HIV Travel Ban May Die

BY PAUL SCHINDLER | Federal government policy that for more than 20 years has barred nearly all travel and immigration into the United States by HIV-positive individuals may finally be overturned if legislation working its way through the Senate is approved by both houses of Congress and signed by President George W. Bush.

In a press conference call convened on March 11 by the Human Rights Campaign, the Capitol Hill gay lobby, Massachusetts Democratic Senator John Kerry and California Representative Barbara Lee, also a Democrat, spoke confidently about the prospects for such an amendment being added to the reauthorization of PEPFAR, the President's Emergency Plan for AIDS Relief, Bush's global HIV initiative.

Kerry Senate measure may win Congress' approval, Bush signature.

According to Kerry, the HIV Non-Discrimination in Travel and Immigration Act, which he introduced in tandem with Oregon Republican Gordon Smith late last year, will be added as an amendment to the PEPFAR reauthorization legislation, with the agreement of the two ranking members of the Foreign Relations Committee, Democrat Joe Biden of Delaware, the chair, and Republican Richard Lugar of Indiana.

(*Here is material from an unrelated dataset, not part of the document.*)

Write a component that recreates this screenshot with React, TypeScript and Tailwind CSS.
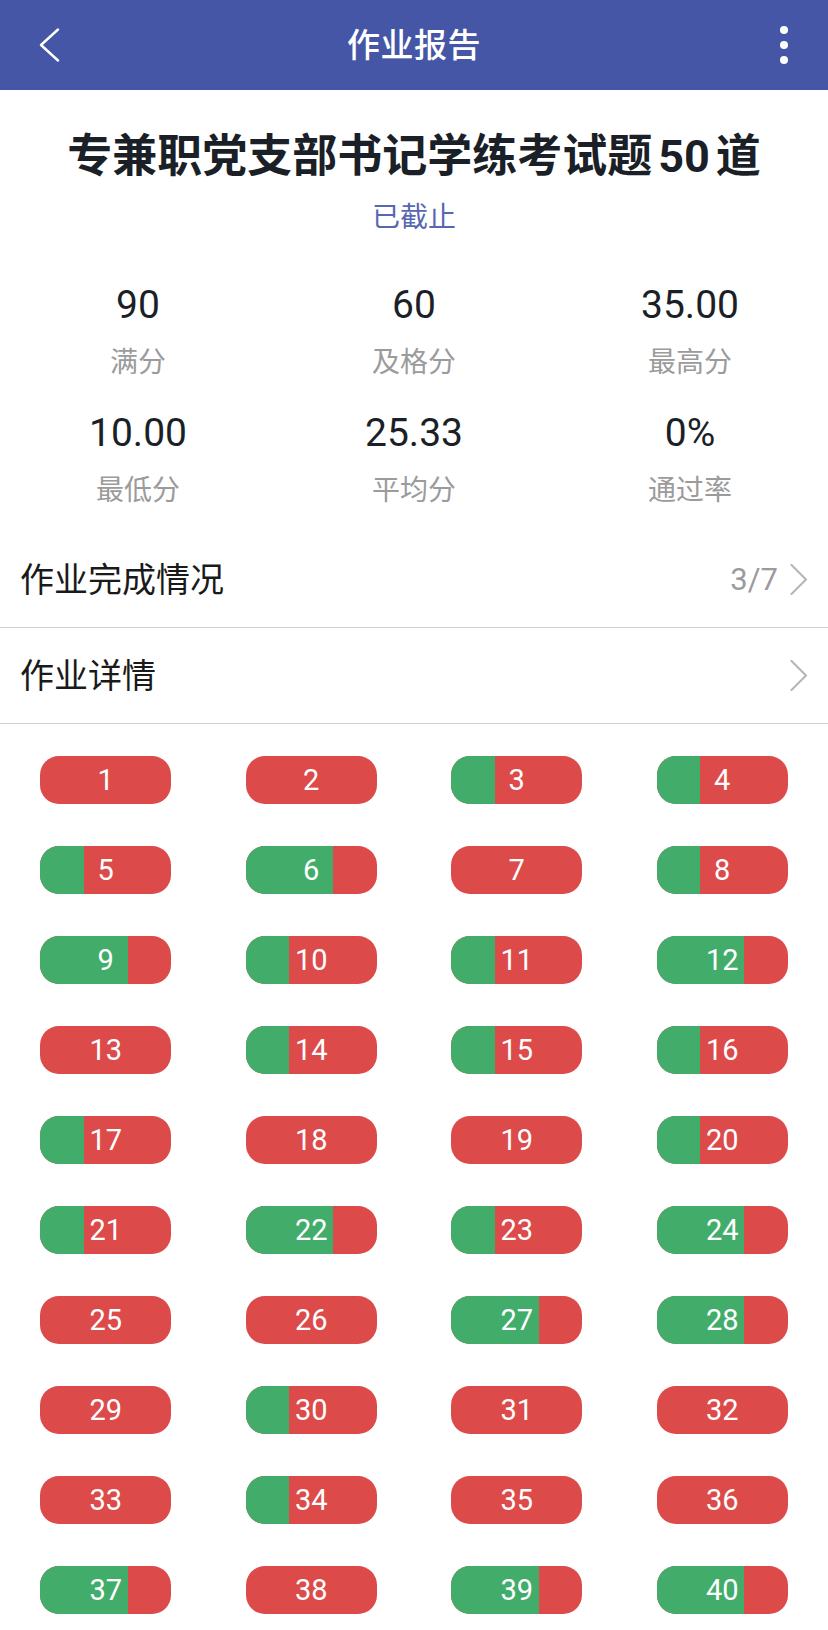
import React from "react";

const fracs: number[] = [
  0, 0, 1, 1,
  1, 2, 0, 1,
  2, 1, 1, 2,
  0, 1, 1, 1,
  1, 0, 0, 1,
  1, 2, 1, 2,
  0, 0, 2, 2,
  0, 1, 0, 0,
  0, 1, 0, 0,
  2, 0, 2, 2,
];

const stats = [
  { v: "90", l: "满分" },
  { v: "60", l: "及格分" },
  { v: "35.00", l: "最高分" },
  { v: "10.00", l: "最低分" },
  { v: "25.33", l: "平均分" },
  { v: "0%", l: "通过率" },
];

const FONT = { fontFamily: 'Roboto, "Noto Sans CJK SC", sans-serif' };

function Chevron() {
  return (
    <svg width="18" height="31" viewBox="0 0 18 31" fill="none">
      <polyline
        points="1.5,1 16,15.5 1.5,30"
        stroke="#b3b3b3"
        strokeWidth="2"
        strokeLinecap="round"
        strokeLinejoin="round"
      />
    </svg>
  );
}

export default function App() {
  return (
    <div className="w-[828px] h-[1630px] overflow-hidden bg-white" style={FONT}>
      {/* Header */}
      <div className="h-[90px] bg-[#4556a6] flex items-center justify-between relative">
        <div className="w-[90px] h-[90px] flex items-center pl-[39px]">
          <svg width="21" height="34" viewBox="0 0 21 34" fill="none">
            <polyline
              points="19,1.5 2,17 19,32.5"
              stroke="#ffffff"
              strokeWidth="2.4"
              strokeLinecap="round"
              strokeLinejoin="round"
            />
          </svg>
        </div>
        <div className="text-white text-[33px] font-medium leading-none tracking-[0.5px]">作业报告</div>
        <div className="w-[90px] h-[90px] flex flex-col items-end justify-center pr-[40px] gap-[7px]">
          <div className="w-[8px] h-[8px] rounded-full bg-white" />
          <div className="w-[8px] h-[8px] rounded-full bg-white" />
          <div className="w-[8px] h-[8px] rounded-full bg-white" />
        </div>
      </div>

      {/* Title */}
      <div className="mt-[38px] h-[56px] flex items-center justify-center text-[45px] font-bold text-[#1b1f27] leading-none">
        <span>专兼职党支部书记学练考试题</span>
        <span className="mx-[6px]">50</span>
        <span>道</span>
      </div>
      <div className="mt-[14px] h-[40px] flex items-center justify-center text-[28px] text-[#5767b2] leading-none">
        已截止
      </div>

      {/* Stats */}
      <div className="mt-[43px] grid grid-cols-3 gap-y-[26px]">
        {stats.map((s) => (
          <div key={s.l} className="flex flex-col items-center">
            <div className="h-[48px] flex items-center text-[39px] text-[#1b1f27] leading-none">{s.v}</div>
            <div className="mt-[14px] h-[40px] flex items-center text-[28px] text-[#9b9b9b] leading-none">{s.l}</div>
          </div>
        ))}
      </div>

      {/* Rows */}
      <div className="mt-[21px]">
        <div className="h-[96px] border-b border-[#cfcfcf] flex items-center justify-between pl-[20px] pr-[20px]">
          <div className="text-[34px] text-[#1a1a1a] leading-none">作业完成情况</div>
          <div className="flex items-center gap-[12px]">
            <span className="text-[31px] text-[#9b9b9b] leading-none">3/7</span>
            <Chevron />
          </div>
        </div>
        <div className="h-[96px] border-b border-[#cfcfcf] flex items-center justify-between pl-[20px] pr-[20px]">
          <div className="text-[34px] text-[#1a1a1a] leading-none">作业详情</div>
          <Chevron />
        </div>
      </div>

      {/* Grid */}
      <div className="pt-[32px] px-[3px] grid grid-cols-4 gap-y-[42px]">
        {fracs.map((f, i) => (
          <div key={i} className="flex justify-center">
            <div className="relative w-[131px] h-[48px] rounded-[19px] overflow-hidden bg-[#dc4a4a] flex items-center justify-center">
              {f > 0 && (
                <div
                  className="absolute left-0 top-0 bottom-0 bg-[#42ad6b]"
                  style={{ width: `${(131 * f) / 3}px` }}
                />
              )}
              <span className="relative text-white text-[29px] leading-none">{i + 1}</span>
            </div>
          </div>
        ))}
      </div>
    </div>
  );
}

Kerry said that Bush administration officials have kept up with developments on the legislation and that he is confident the president would support the amendment if it arrived on his desk.

According to Allison Herwitt, HRC's legislative director, Kerry's office has assured the group that given the administration's keen interest in what it sees as one of Bush's signal foreign policy achievements, Lugar would not have signed off on the amendment if the president were not prepared to support it.

Bush first voiced a willingness to revisit the HIV ban on World AIDS Day in 2006, but according to Kerry, when the issue was turned over to the Department of Homeland Security for implementation, its proposed regulations actually represented a step backward.

Lee introduced a House version of the Kerry-Smith bill last year, but it was not incorporated into the PEPFAR reauthorization already passed by the House because of concerns that Republicans there might fight the amendment by employing a parliamentary maneuver called a motion to recommit, that would have doomed the entire bill. To sidestep that possibility, the Senate plans to pass the reauthorization with the amendment and then have the House adopt its version of the bill in conference.

The HIV ban dates to a 1987 amendment sponsored by the late North Carolina Republican and anti-gay foe Jesse Helms that directed the Public Health Service to add HIV to its list of “dangerous contagious diseases” that preclude people from entering the country. When immigration reform legislation in 1990 gave the Health Service the authority to revise its approach toward such medical conditions, it proposed ending the bar on those living with HIV. In a backlash in 1993, Congress approved a measure sponsored by Oklahoma Republican Don Nickles that codified the HIV immigration and travel ban.

The director of the Public Health Service has discretion to adjust its list of communicable diseases that preclude entry into the US based on specific epidemic conditions, but HIV is the only condition that always disqualifies a person from coming into the country. Though waivers can be granted, the conditions are onerous and usually prohibitive.

Since 1993, the International AIDS Conference has refused to hold its meetings in the US, other LGBT and human rights organizations have boycotted, and of course numerous international gay gatherings, such as the 2006 Gay Games in Chicago, have been hobbled by the ban.

As of 2007, only 12 other nations-including China, Libya, and Saudi Arabia – have similar policies on the entry of people living with HIV.